SALT LAKE CITY -- Asthma is on the rise in Utah and it's affecting some areas of the state more than others.
The Utah Department of Health released The Asthma in Utah Burden Report 2012 this week. It shows that the number of people with asthma has increased significantly since 2001, despite improvements in outdoor air quality and a decrease in cigarette smoking and secondhand smoke exposure.
Asthma is a chronic lung disease that can make it hard to breathe. Symptoms include breathlessness, coughing, wheezing and chest tightness.
According to the report, approximately 240,000 people in Utah suffer with asthma. In addition, the illness is causing at least 20 people per day to head to hospital emergency rooms for treatment. Residents of downtown Ogden, South Ogden and the Ben Lomond area have significantly higher emergency room rates compared to other places in the state, the report shows.

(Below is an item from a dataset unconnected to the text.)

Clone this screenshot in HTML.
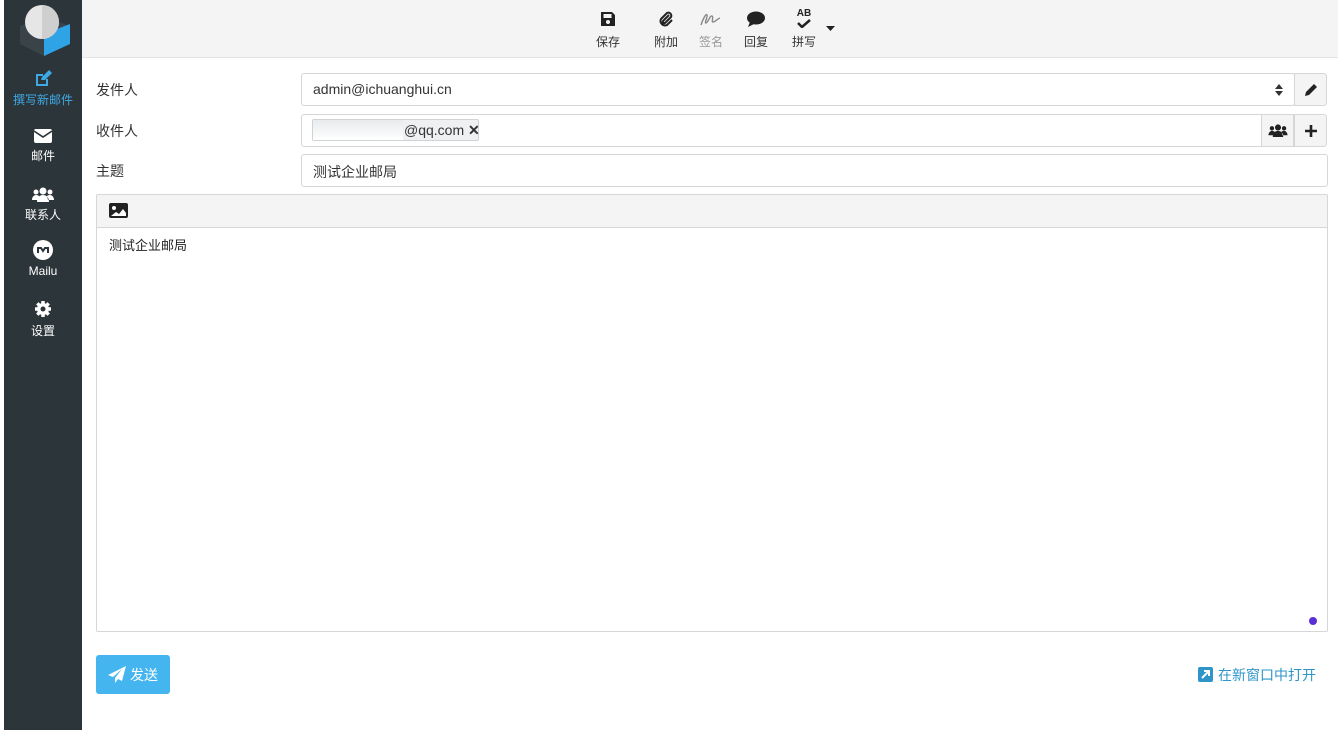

Layton, Farmington, Centerville and Bountiful have some of the lowest rates of emergency room visits. Layton also had one of the lowest rates of asthma compared to the rest of the state.
The probable causes for the increase are unclear, as is why asthma is more prevalent in some areas than others, said UDOH spokesperson, Kellie Baxter, and the U.S. Centers for Disease Control and Prevention has not been able to identify one concrete cause either.
More likely, Baxter said, it's a combination of many factors.
"Asthma is definitely increasing and more patients are suffering from it," said Dr. Douglas Jones, a physician at Rocky Mountain Allergy, Asthma and Immunology in Layton.
Jones agrees there are several reasons for the increase.
"The first is there has been a sharp increase in allergies. Allergies may lead to increased airway inflammation that causes asthma," Jones said. "The increased pollution and poor air quality can contribute to more asthma as well. All of the smoke from the fires over the summer has affected many people."
Jones said Utah has other unique factors that contribute to asthma, including its dry, cold climate, high elevation, and consistent poor air quality.
Some of the other key findings in the report showed that, in 2010, 6.9 percent of children and 9.1 percent of adults had asthma. Male children appeared to have a higher prevalence of lifetime and current asthma compared to female children. Adults who were obese had more asthma than those of normal weight. More than half of children and adults with asthma said they allow pets inside their home, and even though there has been a decrease in tobacco smoke, it is still a main factor in the development of asthma.
To coordinate local and statewide asthma efforts, UDOH has released the Utah Asthma Plan 2012-2016, which consists of five goals and 22 strategies focused on five areas: education, policy, environment, health care access and data and monitoring.
"We don't have a strategic community action plan, due to lack of funding," said Anna Guymon, Weber-Morgan Health Department tobacco prevention and control program specialist. "We do, however, work with community partners on some asthma education, since secondhand smoke is a major trigger for an attack."
Two years ago, the health department received a small amount of money from the UDOH Asthma program. When conducting the needs assessment, Guymon became concerned with the rates for asthma hospitalizations and emergency department visits.
"We decided to provide a mini-grant to Ogden-Weber Community Action Partnership Head Start to address asthma triggers and signs of an asthma attack with the highest-risk population in our area," she said.
The report showed a low incidence of death. Between 2001 and 2010, asthma claimed the lives of 327 Utahns; more than half of those individuals were older than 75.
Jones said The American College of Allergy, Asthma, and Immunology has published statistics that show once a board-certified allergist takes over the asthma care of a patient, emergency room visits decrease by 76 percent, hospitalizations are reduced 77 percent, missed days from school and work decrease by 77 percent, and there are 45 percent fewer sick care office visits
"Asthma is a complex disorder that needs to be treated by a physician with specialized training in it," Jones said.